§ **OBJECTIVE**
Check every line for the word "React" and state how many lines have it. Reply with the number alone.

>> BEGIN DATA PROVIDED

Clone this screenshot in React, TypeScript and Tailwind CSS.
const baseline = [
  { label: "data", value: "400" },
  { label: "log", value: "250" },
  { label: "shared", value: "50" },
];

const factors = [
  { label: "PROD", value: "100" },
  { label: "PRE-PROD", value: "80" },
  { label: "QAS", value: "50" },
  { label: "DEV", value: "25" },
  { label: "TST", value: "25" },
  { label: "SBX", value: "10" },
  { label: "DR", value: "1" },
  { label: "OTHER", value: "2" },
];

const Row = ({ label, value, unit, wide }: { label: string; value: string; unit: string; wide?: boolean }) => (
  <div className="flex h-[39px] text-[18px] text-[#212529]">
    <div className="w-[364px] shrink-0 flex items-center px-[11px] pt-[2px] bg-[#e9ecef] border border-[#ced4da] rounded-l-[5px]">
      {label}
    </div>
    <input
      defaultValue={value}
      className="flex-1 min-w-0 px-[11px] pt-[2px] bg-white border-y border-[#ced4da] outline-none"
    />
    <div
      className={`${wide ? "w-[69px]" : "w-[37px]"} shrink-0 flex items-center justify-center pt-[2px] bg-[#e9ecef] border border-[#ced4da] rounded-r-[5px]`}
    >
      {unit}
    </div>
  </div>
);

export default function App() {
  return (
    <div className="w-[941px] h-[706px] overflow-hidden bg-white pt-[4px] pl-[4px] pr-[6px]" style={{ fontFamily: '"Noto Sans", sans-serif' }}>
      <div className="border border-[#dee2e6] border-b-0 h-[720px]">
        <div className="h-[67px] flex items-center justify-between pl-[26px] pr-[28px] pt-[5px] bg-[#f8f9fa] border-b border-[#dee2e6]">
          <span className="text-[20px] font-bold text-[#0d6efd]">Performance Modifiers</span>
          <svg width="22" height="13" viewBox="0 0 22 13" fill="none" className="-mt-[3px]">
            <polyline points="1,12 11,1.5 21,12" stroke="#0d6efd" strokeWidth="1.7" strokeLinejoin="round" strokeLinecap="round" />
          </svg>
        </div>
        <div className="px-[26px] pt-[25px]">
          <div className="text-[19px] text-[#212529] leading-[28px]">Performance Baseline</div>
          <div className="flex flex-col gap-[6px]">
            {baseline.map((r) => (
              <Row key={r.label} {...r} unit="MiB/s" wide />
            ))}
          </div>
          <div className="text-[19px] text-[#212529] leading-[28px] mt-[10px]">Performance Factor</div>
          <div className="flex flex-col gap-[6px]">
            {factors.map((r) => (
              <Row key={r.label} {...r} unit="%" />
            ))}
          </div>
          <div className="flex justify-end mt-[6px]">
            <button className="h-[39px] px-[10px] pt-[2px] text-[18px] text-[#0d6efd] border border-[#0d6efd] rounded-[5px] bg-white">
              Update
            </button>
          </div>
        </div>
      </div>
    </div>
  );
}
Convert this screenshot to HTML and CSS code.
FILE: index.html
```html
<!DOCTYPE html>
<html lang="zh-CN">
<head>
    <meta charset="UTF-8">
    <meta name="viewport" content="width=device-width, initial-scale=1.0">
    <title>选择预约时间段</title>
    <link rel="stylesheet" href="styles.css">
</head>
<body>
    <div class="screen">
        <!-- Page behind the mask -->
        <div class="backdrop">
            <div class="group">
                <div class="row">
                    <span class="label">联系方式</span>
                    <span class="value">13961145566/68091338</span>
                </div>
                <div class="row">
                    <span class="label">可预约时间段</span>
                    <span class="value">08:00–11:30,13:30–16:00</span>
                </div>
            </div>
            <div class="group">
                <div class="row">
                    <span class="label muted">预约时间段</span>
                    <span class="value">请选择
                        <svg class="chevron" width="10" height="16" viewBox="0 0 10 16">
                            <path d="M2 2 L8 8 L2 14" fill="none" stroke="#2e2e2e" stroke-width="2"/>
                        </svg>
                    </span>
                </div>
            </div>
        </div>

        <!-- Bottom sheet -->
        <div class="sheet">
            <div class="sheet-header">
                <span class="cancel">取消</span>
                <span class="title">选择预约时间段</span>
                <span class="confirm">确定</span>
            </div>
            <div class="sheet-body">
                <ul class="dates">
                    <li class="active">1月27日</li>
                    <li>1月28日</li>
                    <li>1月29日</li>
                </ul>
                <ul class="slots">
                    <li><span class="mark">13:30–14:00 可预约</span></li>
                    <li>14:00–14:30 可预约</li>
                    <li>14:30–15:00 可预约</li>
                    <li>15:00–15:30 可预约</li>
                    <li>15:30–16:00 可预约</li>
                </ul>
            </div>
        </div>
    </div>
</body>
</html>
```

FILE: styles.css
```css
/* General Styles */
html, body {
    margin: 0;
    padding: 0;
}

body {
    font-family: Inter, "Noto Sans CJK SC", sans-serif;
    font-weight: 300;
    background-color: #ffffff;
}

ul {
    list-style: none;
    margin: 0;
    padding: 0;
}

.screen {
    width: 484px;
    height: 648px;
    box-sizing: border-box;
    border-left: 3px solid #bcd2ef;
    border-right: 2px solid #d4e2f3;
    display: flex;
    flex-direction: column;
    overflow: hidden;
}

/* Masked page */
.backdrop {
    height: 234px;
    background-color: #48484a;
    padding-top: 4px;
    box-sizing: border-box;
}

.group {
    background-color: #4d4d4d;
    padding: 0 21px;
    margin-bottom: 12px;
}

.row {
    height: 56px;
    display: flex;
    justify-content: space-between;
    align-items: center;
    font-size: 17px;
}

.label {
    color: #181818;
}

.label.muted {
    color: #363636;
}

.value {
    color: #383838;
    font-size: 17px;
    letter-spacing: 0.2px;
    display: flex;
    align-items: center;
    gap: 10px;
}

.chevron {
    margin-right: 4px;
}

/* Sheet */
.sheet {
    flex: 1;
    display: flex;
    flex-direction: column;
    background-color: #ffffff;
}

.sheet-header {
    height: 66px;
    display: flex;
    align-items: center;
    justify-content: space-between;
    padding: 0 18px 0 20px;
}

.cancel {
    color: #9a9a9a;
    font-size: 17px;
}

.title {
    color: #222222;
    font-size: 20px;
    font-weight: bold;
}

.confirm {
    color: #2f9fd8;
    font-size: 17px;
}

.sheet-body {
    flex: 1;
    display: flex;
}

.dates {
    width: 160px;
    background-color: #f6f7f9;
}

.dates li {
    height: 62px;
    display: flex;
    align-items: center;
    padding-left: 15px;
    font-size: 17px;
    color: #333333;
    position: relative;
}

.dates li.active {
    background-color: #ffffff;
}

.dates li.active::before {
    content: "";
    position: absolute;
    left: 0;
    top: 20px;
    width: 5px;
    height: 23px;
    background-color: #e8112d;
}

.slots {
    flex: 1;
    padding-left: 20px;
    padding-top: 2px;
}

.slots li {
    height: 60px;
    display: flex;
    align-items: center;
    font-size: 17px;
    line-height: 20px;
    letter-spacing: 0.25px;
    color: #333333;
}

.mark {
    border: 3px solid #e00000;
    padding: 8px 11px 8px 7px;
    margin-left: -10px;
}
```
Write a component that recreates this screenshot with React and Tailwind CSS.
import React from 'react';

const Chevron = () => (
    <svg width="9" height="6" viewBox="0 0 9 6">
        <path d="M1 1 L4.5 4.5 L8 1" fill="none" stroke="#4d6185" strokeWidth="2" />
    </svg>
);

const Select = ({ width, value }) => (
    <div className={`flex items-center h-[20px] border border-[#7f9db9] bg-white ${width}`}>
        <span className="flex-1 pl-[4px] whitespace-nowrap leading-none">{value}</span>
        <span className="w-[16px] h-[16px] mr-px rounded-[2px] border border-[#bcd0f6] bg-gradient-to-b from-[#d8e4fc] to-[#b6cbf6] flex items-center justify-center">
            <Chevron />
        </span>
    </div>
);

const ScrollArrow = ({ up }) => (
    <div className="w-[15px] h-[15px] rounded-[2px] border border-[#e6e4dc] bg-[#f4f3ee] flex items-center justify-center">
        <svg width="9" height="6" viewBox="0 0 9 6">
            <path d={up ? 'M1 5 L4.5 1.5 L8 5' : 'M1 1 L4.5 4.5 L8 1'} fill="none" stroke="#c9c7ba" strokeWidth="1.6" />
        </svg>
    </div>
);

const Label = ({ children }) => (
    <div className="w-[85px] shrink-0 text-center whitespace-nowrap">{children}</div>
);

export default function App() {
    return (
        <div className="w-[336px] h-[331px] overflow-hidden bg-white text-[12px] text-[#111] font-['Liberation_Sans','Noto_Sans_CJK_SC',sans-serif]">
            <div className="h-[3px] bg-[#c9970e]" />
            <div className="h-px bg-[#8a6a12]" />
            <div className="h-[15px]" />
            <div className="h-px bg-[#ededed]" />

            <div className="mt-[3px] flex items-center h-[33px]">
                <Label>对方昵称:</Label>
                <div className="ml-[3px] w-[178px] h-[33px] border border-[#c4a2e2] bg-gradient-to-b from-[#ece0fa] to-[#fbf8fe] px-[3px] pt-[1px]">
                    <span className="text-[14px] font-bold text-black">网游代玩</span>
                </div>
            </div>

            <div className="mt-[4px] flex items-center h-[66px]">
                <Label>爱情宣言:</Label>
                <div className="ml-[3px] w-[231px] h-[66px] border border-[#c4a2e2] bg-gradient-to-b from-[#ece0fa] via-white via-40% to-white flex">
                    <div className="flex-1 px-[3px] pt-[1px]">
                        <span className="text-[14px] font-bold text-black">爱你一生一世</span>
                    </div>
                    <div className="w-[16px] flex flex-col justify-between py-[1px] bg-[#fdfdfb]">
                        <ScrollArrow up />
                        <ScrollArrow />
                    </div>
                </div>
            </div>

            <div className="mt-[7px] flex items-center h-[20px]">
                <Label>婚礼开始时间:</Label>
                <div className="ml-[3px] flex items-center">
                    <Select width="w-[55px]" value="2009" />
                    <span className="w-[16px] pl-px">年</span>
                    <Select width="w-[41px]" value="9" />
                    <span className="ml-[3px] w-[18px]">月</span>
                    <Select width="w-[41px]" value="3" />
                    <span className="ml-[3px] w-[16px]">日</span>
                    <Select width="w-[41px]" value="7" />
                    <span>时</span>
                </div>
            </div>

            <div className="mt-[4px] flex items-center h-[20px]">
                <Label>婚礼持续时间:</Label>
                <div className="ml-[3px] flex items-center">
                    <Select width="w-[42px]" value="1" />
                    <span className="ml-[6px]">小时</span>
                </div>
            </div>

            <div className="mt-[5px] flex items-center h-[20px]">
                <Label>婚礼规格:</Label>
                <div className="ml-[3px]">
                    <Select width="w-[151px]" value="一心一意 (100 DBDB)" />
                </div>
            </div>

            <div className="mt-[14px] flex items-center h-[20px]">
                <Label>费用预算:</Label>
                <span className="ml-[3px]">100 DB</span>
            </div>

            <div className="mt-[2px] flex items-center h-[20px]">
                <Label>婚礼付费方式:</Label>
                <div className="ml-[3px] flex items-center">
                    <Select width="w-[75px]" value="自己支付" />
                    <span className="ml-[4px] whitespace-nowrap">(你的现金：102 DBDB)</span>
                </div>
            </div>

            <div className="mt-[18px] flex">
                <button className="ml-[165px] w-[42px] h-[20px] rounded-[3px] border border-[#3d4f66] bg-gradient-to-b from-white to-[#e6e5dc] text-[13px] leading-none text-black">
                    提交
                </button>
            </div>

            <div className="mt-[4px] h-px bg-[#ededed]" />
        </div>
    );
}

>> END DATA PROVIDED

§ **WORKED ANSWER**
3